Disco’s demise did not mean that it entirely died, however. Disco artists continued under what record labels began to market simply as dance music. The very best of it survived. Everything that we now take for granted in electronic dance music happened under disco: the 12-inch single, the way that a sound system is configured, the modern remix.
Disco became a refugee from its own place of origins. It never went out in the UK, and what came from it? New wave music, or what British journalists renamed as “synthpop” in the early 1980’s. It was pop-rock music that moved away from the blues and incorporated disco and electronic music instead.
In early 1980’s Chicago, when the disco crowd was forced underground, house music was born.
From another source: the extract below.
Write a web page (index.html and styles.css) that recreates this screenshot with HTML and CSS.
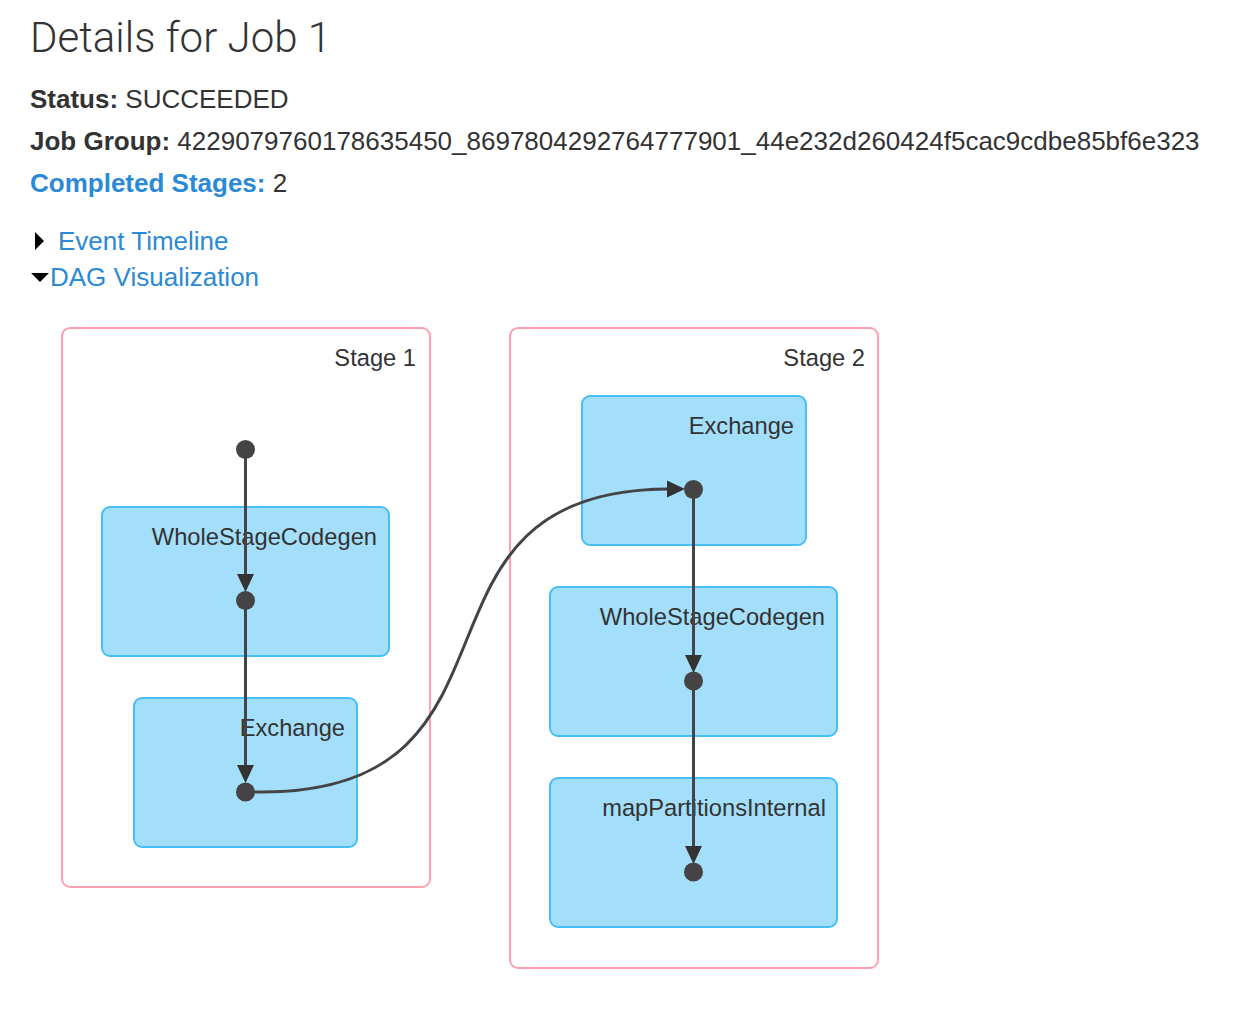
FILE: index.html
```html
<!DOCTYPE html>
<html>
<head>
    <title>Details for Job 1</title>
    <link rel="stylesheet" href="styles.css">
</head>
<body>
    <h3 class="page-title">Details for Job 1</h3>

    <ul class="summary">
        <li><strong>Status:</strong> SUCCEEDED</li>
        <li><strong>Job Group:</strong> 4229079760178635450_8697804292764777901_44e232d260424f5cac9cdbe85bf6e323</li>
        <li><a href="#completed"><strong>Completed Stages:</strong></a> 2</li>
    </ul>

    <div class="toggles">
        <div class="expand">
            <span class="arrow-closed"></span>
            <a href="#timeline">Event Timeline</a>
        </div>
        <div class="expand">
            <span class="arrow-open"></span><a href="#dag">DAG Visualization</a>
        </div>
    </div>

    <!-- DAG: coordinates inside the svg are page coordinates -->
    <svg class="dag" width="870" height="680" viewBox="30 310 870 680">
        <g class="stage">
            <rect x="62" y="328" width="368" height="559" rx="8" ry="8"></rect>
            <text x="416" y="366" text-anchor="end">Stage 1</text>
        </g>
        <g class="stage">
            <rect x="510" y="328" width="368" height="640" rx="8" ry="8"></rect>
            <text x="865" y="366" text-anchor="end">Stage 2</text>
        </g>

        <g class="op">
            <rect x="102" y="507" width="287" height="149" rx="8" ry="8"></rect>
            <text x="377" y="545" text-anchor="end">WholeStageCodegen</text>
        </g>
        <g class="op">
            <rect x="134" y="698" width="223" height="149" rx="8" ry="8"></rect>
            <text x="345" y="736" text-anchor="end">Exchange</text>
        </g>
        <g class="op">
            <rect x="582" y="396" width="224" height="149" rx="8" ry="8"></rect>
            <text x="794" y="434" text-anchor="end">Exchange</text>
        </g>
        <g class="op">
            <rect x="550" y="587" width="287" height="149" rx="8" ry="8"></rect>
            <text x="825" y="625" text-anchor="end">WholeStageCodegen</text>
        </g>
        <g class="op">
            <rect x="550" y="778" width="287" height="149" rx="8" ry="8"></rect>
            <text x="826" y="816" text-anchor="end">mapPartitionsInternal</text>
        </g>

        <g class="edges">
            <path d="M245.5,449 V576"></path>
            <path d="M245.5,600 V767"></path>
            <path d="M245.5,792 H262 C548,792 385,489 670,489"></path>
            <path d="M693.5,489 V657"></path>
            <path d="M693.5,681 V848"></path>
        </g>
        <g class="heads">
            <polygon points="237,574 254,574 245.5,592"></polygon>
            <polygon points="237,765 254,765 245.5,783"></polygon>
            <polygon points="667,480.5 667,497.5 685,489"></polygon>
            <polygon points="685,655 702,655 693.5,673"></polygon>
            <polygon points="685,846 702,846 693.5,864"></polygon>
        </g>
        <g class="dots">
            <circle cx="245.5" cy="449.5" r="9.5"></circle>
            <circle cx="245.5" cy="600.5" r="9.5"></circle>
            <circle cx="245.5" cy="792" r="9.5"></circle>
            <circle cx="693.5" cy="489.5" r="9.5"></circle>
            <circle cx="693.5" cy="681" r="9.5"></circle>
            <circle cx="693.5" cy="872" r="9.5"></circle>
        </g>
    </svg>
</body>
</html>
```

FILE: styles.css
```css
body, html {
    margin: 0;
    padding: 0;
    background: #fff;
}

body {
    padding: 0 30px;
    font-family: 'Liberation Sans', Arial, sans-serif;
    font-size: 26px;
    color: #333;
}

a {
    color: #2b8ad3;
    text-decoration: none;
}

.page-title {
    margin: 0 0 3px 0;
    font-family: Roboto, 'Liberation Sans', sans-serif;
    font-weight: 300;
    font-size: 42px;
    line-height: 75px;
    color: #333;
}

.summary {
    list-style: none;
    margin: 0 0 19px 0;
    padding: 0;
}

.summary li {
    line-height: 42px;
    white-space: nowrap;
}

.expand {
    display: flex;
    align-items: center;
    line-height: 36px;
}

.arrow-closed {
    width: 0;
    height: 0;
    border-top: 9px solid transparent;
    border-bottom: 9px solid transparent;
    border-left: 9px solid #000;
    margin: 0 14px 0 5px;
}

.arrow-open {
    width: 0;
    height: 0;
    border-left: 9px solid transparent;
    border-right: 9px solid transparent;
    border-top: 9px solid #000;
    margin: 0 1px 0 1px;
}

.dag {
    display: block;
    margin-top: 15px;
    font-family: 'Liberation Sans', Arial, sans-serif;
    font-size: 23.7px;
}

.dag text {
    fill: #333;
}

.stage rect {
    fill: #fff;
    stroke: #ff9fb1;
    stroke-width: 2px;
}

.op rect {
    fill: #a3dffb;
    stroke: #45bff5;
    stroke-width: 2px;
}

.edges path {
    fill: none;
    stroke: #444;
    stroke-width: 3px;
}

.heads polygon {
    fill: #333;
}

.dots circle {
    fill: #444;
}
```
Early house music took many cues from disco, but it was more electronic and minimalistic than its predecessor. Needless to say, the disco beat has persisted in music, from new wave hits like “Blue Monday” by New Order to mixes we hear in the club today.
Recently I saw Studio 54 legend Cerrone, one of Europe’s most influential disco producers of the 70’s and 80’s, perform at (le) poisson rouge in Greenwich Village. He played some of his classics, such as “Supernature” and “Love in C Minor” (a personal favorite), as well as his more recent music. The crowd ranged from men around Cerrone’s age—one even brought an original vinyl of Cerrone’s music from the 70’s—and millennials working at tech startups to a particularly large friend group that was racially mixed, very groovy, and very queer. With my own artist-friends from London and Curaçao, I befriended other artists from Amsterdam, Paris and Madrid. Typical disco-goers.
One scene strikes me as unforgettable. There was a tall, lithe woman with thick bangs and heavy eyeliner dancing with someone petite and wiry sporting natural hair. A circle formed around them; they were intoxicating in the way they danced with each other. They moved in sync and predicted what the other would do next, taking turns leading and following. It was a ritual, an offering to the disco gods, I’m sure. Nobody could take their eyes off of them. They were simply stunning and embodied the very essence of disco.
Fueled by tequila and dressed in my white lace bell bottoms and Prada platforms (my boogie shoes), I too took to the dancefloor and let the music take over me. I scanned my surroundings and for once I couldn’t help but see the best in everyone. Courage, love, joy. So long as the music didn’t stop, everyone was who they wanted to be. Whether they were old-timers or time-travellers, it really was the lovefest en masse that I had only ever heard about before. That night I witnessed it, I was part of it, I was in the divine communion. Heaven knows it’s the way it should be.